ECLI:NL:GHARL:2017:3007
Gerechtshof Arnhem-Leeuwarden
- Hoger beroep
- G.M. Meijer-Campfens
- H.L. Stuiver
- M. van Seventer
- Rechtspraak.nl
Niet-ontvankelijkheid van het openbaar ministerie in hoger beroep wegens te late indiening van de appelschriftuur
In deze zaak heeft het Gerechtshof Arnhem-Leeuwarden op 5 april 2017 uitspraak gedaan in hoger beroep tegen een vonnis van de politierechter in de rechtbank Midden-Nederland. De verdachte was in eerste aanleg vrijgesproken van de tenlastegelegde feiten, waarna de officier van justitie hoger beroep heeft ingesteld. Het hof heeft de zaak behandeld op de zitting van 22 maart 2017, waarbij het hof kennisnam van de vordering van de advocaat-generaal en de argumenten van de raadsman van de verdachte.
De advocaat-generaal heeft betoogd dat het openbaar ministerie ontvankelijk moet worden verklaard in het hoger beroep en dat de verdachte veroordeeld moet worden tot een gevangenisstraf van twee weken.
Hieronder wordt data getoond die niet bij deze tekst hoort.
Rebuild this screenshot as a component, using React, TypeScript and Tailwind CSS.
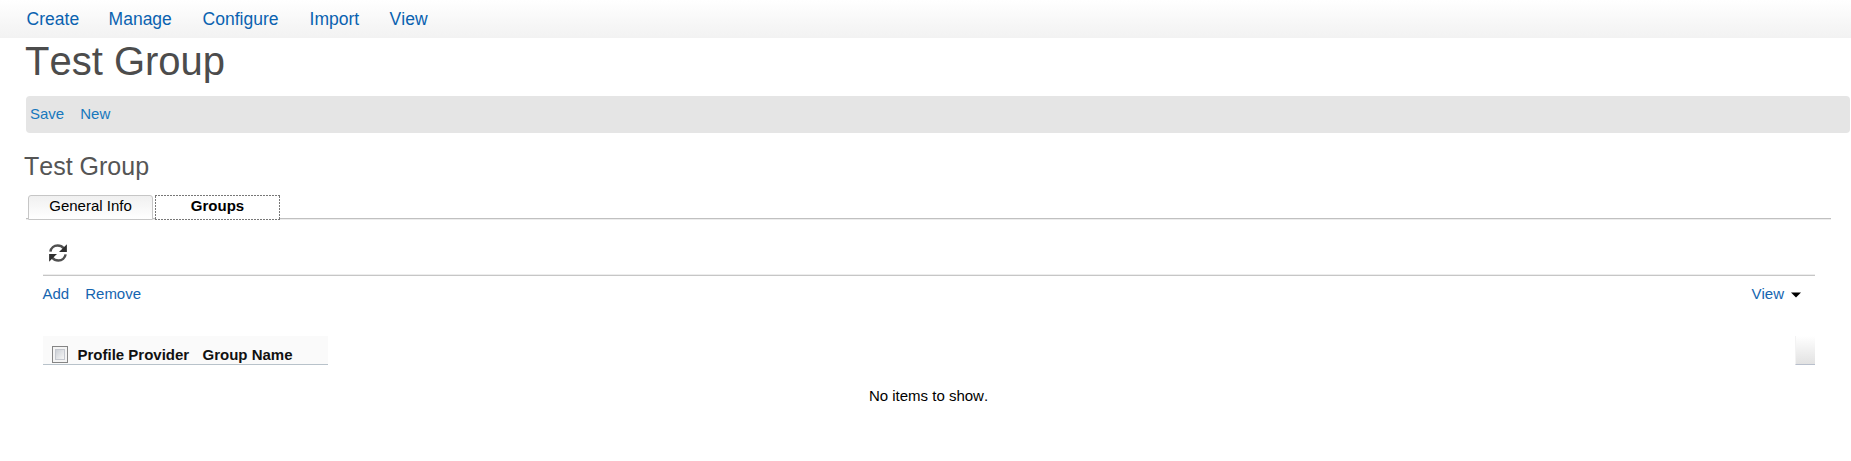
const menu = [
  { label: 'Create', cls: 'w-[82px]' },
  { label: 'Manage', cls: 'w-[94px]' },
  { label: 'Configure', cls: 'w-[107px]' },
  { label: 'Import', cls: 'w-[80px]' },
  { label: 'View', cls: 'w-[60px]' },
];

function RefreshIcon() {
  return (
    <svg className="block" width="18" height="18" viewBox="0 0 18 18" fill="none">
      <path d="M1.4 7.6C2 3.8 5 1.5 8.6 1.5c2.4 0 4.6.9 6 2.7" stroke="#505050" strokeWidth="2.5" />
      <path d="M17.9.2v7.9H10z" fill="#2e2e2e" />
      <path d="M16.6 10.4c-.6 3.8-3.6 6.1-7.2 6.1-2.4 0-4.6-.9-6-2.7" stroke="#505050" strokeWidth="2.5" />
      <path d="M.1 17.8V9.9H8z" fill="#2e2e2e" />
    </svg>
  );
}

export default function App() {
  return (
    <div className="flex h-[461px] w-full flex-col overflow-hidden bg-white font-['Liberation_Sans',Arial,sans-serif] text-[15px] leading-[18px] text-black [font-kerning:none]">
      <nav className="flex h-[38px] shrink-0 bg-gradient-to-b from-white to-[#f2f2f2] pt-[9px] pl-[26.6px] text-[17.5px] leading-5 text-[#0a62b0]">
        {menu.map((m) => (
          <a key={m.label} className={m.cls}>{m.label}</a>
        ))}
      </nav>
      <h1 className="h-[58px] shrink-0 pl-[25px] text-[40px] leading-[46px] text-[#4c4c4c]">Test Group</h1>
      <div className="mr-px ml-[26px] flex h-[37px] shrink-0 gap-[16px] rounded-[4px] bg-[#e5e5e5] pt-[9px] pl-[4px] text-[#1778bd]">
        <a>Save</a>
        <a>New</a>
      </div>
      <h2 className="mt-[19px] h-[43px] shrink-0 pl-[24px] text-[25px] leading-[29px] text-[#555]">Test Group</h2>
      <div className="flex h-[25px] shrink-0 pr-[20px] pl-[26px]">
        <div className="mt-[23px] h-[2px] w-[2px] border-t border-[#c0c0c0] bg-[#ededed]" />
        <div className="h-[25px] w-[125px] rounded-t-[3px] border border-[#c6c6c6] bg-gradient-to-b from-[#f0f0f0] to-white pt-px text-center">General Info</div>
        <div className="mt-[23px] h-[2px] w-[2px] border-t border-[#c0c0c0] bg-[#ededed]" />
        <div className="h-[25px] w-[125px] bg-[repeating-linear-gradient(90deg,#777_0_2px,#fff_2px_3px)] py-px">
          <div className="h-full bg-[repeating-linear-gradient(180deg,#777_0_2px,#fff_2px_3px)] px-px">
            <div className="h-full bg-white pt-px text-center font-bold">Groups</div>
          </div>
        </div>
        <div className="mt-[23px] h-[2px] flex-1 border-t border-[#c0c0c0] bg-[#ededed]" />
      </div>
      <div className="mr-[36px] ml-[42px] flex flex-col pl-px">
        <div className="h-[54px] pt-[24px] pl-[6px]"><RefreshIcon /></div>
        <div className="h-[2px] border-b border-[#c6c6c6] bg-[#ededed]" />
        <div className="mt-[9px] flex h-[18px] gap-[16px] text-[#1565b0]">
          <a className="-ml-[0.5px]">Add</a>
          <a>Remove</a>
          <div className="ml-auto flex items-center gap-[7px] pr-[14px]">
            <span>View</span>
            <svg className="mt-[2px]" width="10" height="6" viewBox="0 0 10 6"><path d="M0 .5h10L5 5.5z" fill="#000" /></svg>
          </div>
        </div>
        <div className="mt-[33px] flex h-[29px] justify-between">
          <div className="flex w-[285px] border-b border-[#b8c2ca] bg-[#fafafa] pt-[10px] pl-[9px] font-bold text-[#111]">
            <span className="block h-[17px] w-[16px] border border-[#858585] bg-[#f4f4f4] p-[2px]">
              <span className="block h-full w-full border border-[#c5c8cf] bg-gradient-to-br from-[#ccd0d6] to-[#f6f6f6]" />
            </span>
            <span className="ml-[9.5px] w-[125px]">Profile Provider</span>
            <span>Group Name</span>
          </div>
          <div className="w-[20px] border-b border-l border-b-[#b8bfcc] border-l-[#f3f3f3] bg-gradient-to-b from-white to-[#e2e2e2]" />
        </div>
        <div className="mt-[22px] pr-px text-center">No items to show.</div>
      </div>
    </div>
  );
}
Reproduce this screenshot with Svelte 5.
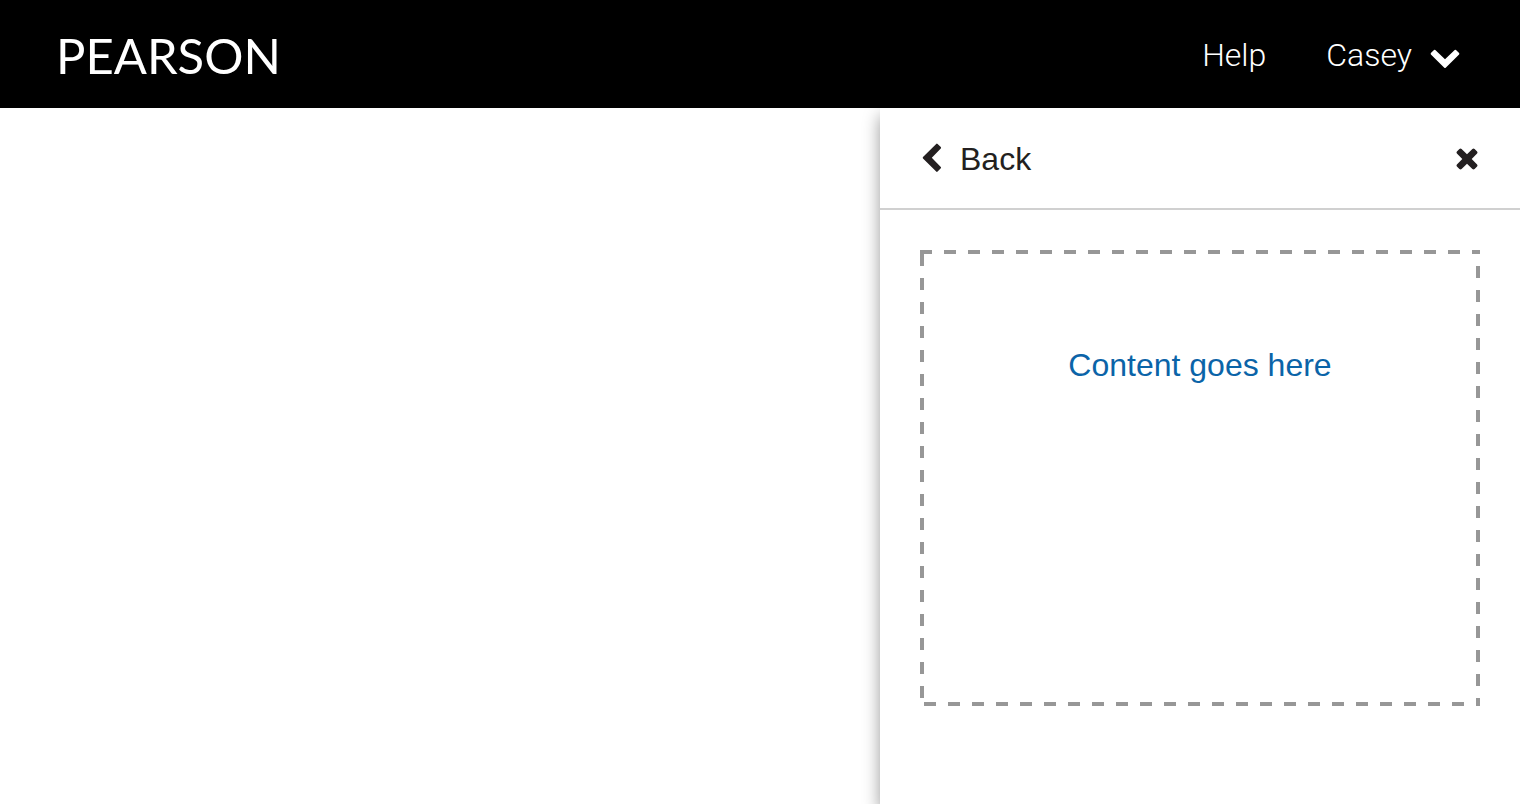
<script>
  let open = $state(true);
</script>

<div class="page">
  <header class="topbar">
    <a class="logo" href="#home">PEARSON</a>
    <nav class="links" aria-label="Account">
      <a href="#help">Help</a>
      <button class="user" type="button" aria-haspopup="true">
        Casey
        <svg width="30" height="20" viewBox="0 0 30 20" aria-hidden="true">
          <path d="M5.3 0.9 15 10.2 24.7 0.9Q25.4 0.5 26 1L29.1 4.1Q29.6 4.8 29.1 5.4L15.7 18.8Q15 19.4 14.3 18.8L0.9 5.4Q0.4 4.8 0.9 4.1L4 1Q4.6 0.5 5.3 0.9Z" fill="#fff" />
        </svg>
      </button>
    </nav>
  </header>

  <main class="body">
    {#if open}
      <aside class="drawer">
        <div class="drawer-head">
          <button class="back" type="button">
            <svg width="20" height="30" viewBox="0 0 20 30" aria-hidden="true">
              <path d="M14.2 0.9Q14.9 0.3 15.6 0.9L18.8 4.1Q19.4 4.8 18.8 5.5L9.8 14.7 18.8 24Q19.4 24.7 18.8 25.3L15.6 28.6Q14.9 29.2 14.2 28.6L1 15.4Q0.4 14.7 1 14Z" fill="#231f20" />
            </svg>
            Back
          </button>
          <button class="close" type="button" aria-label="Close" onclick={() => (open = false)}>
            <svg width="22" height="22" viewBox="0 0 22 22" aria-hidden="true">
              <path d="M3.4 0.9Q4.5 0 5.6 0.9L11 6.3 16.4 0.9Q17.5 0 18.6 0.9L21.1 3.4Q22 4.5 21.1 5.6L15.7 11 21.1 16.4Q22 17.5 21.1 18.6L18.6 21.1Q17.5 22 16.4 21.1L11 15.7 5.6 21.1Q4.5 22 3.4 21.1L0.9 18.6Q0 17.5 0.9 16.4L6.3 11 0.9 5.6Q0 4.5 0.9 3.4Z" fill="#231f20" />
            </svg>
          </button>
        </div>
        <div class="slot">
          <p>Content goes here</p>
        </div>
      </aside>
    {/if}
  </main>
</div>

<style>
  :global(body) {
    margin: 0;
    background: #fff;
  }

  .page {
    display: flex;
    flex-direction: column;
    min-height: 100vh;
    font-family: "Liberation Sans", Arial, sans-serif;
    font-size: 32px;
    line-height: 40px;
    color: #231f20;
  }

  button {
    display: flex;
    align-items: center;
    padding: 0;
    border: 0;
    background: none;
    color: inherit;
    font: inherit;
    cursor: pointer;
  }

  svg {
    display: block;
  }

  .topbar {
    position: relative;
    z-index: 1;
    display: flex;
    align-items: center;
    justify-content: space-between;
    box-sizing: border-box;
    min-height: 108px;
    padding: 2px 60px 0 56px;
    background: #000;
    color: #fff;
  }

  .topbar a {
    color: inherit;
    text-decoration: none;
  }

  .logo {
    font-family: Lato, sans-serif;
    font-size: 49px;
    line-height: 56px;
  }

  .links {
    display: flex;
    align-items: center;
    gap: 60px;
    font-family: Roboto, sans-serif;
    font-weight: 300;
  }

  .user {
    gap: 18px;
  }

  .user svg {
    margin-top: 8px;
  }

  .body {
    display: flex;
    flex: 1;
    justify-content: flex-end;
    overflow: hidden;
  }

  .drawer {
    width: 640px;
    max-width: 100%;
    background: #fff;
    box-shadow: 0 8px 16px rgba(0, 0, 0, 0.4);
  }

  .drawer-head {
    display: flex;
    align-items: center;
    justify-content: space-between;
    box-sizing: border-box;
    height: 102px;
    padding: 2px 42px 0;
    border-bottom: 2px solid #d0d0d0;
  }

  .back {
    gap: 18px;
  }

  .back svg {
    margin-bottom: 2px;
  }

  .slot {
    --dash: #979797 0 12px, transparent 12px 24px;
    box-sizing: border-box;
    min-height: 456px;
    margin: 40px;
    padding: 95px 20px;
    text-align: center;
    color: #0b64a8;
    background:
      repeating-linear-gradient(to right, var(--dash)) 0 0 / 120% 4px no-repeat,
      repeating-linear-gradient(to bottom, var(--dash)) 0 4px / 4px 100% no-repeat,
      repeating-linear-gradient(to right, var(--dash)) left 4px bottom / 100% 4px no-repeat,
      repeating-linear-gradient(to bottom, var(--dash)) right top -8px / 4px 120% no-repeat;
  }

  .slot p {
    margin: 0;
  }
</style>
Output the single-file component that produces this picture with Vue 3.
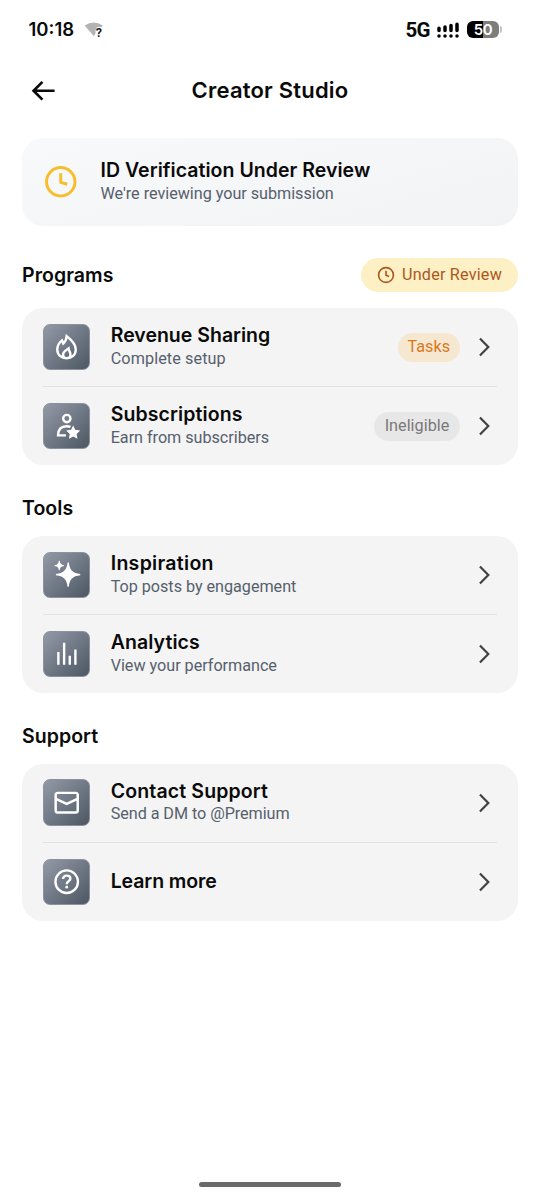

Echter, het hof heeft vastgesteld dat de appelschriftuur door de officier van justitie niet tijdig is ingediend, in strijd met artikel 410, eerste lid, van het Wetboek van Strafvordering, dat een termijn van 14 dagen voorschrijft voor het indienen van grieven.
Het hof heeft geconcludeerd dat het belang van een tijdige indiening van de appelschriftuur zwaarder weegt dan het belang van de behandeling van de zaak in hoger beroep. Daarom heeft het hof de officier van justitie niet-ontvankelijk verklaard in het hoger beroep. Deze beslissing is genomen met inachtneming van de rechtspleging en de noodzaak om de procedurele regels te respecteren.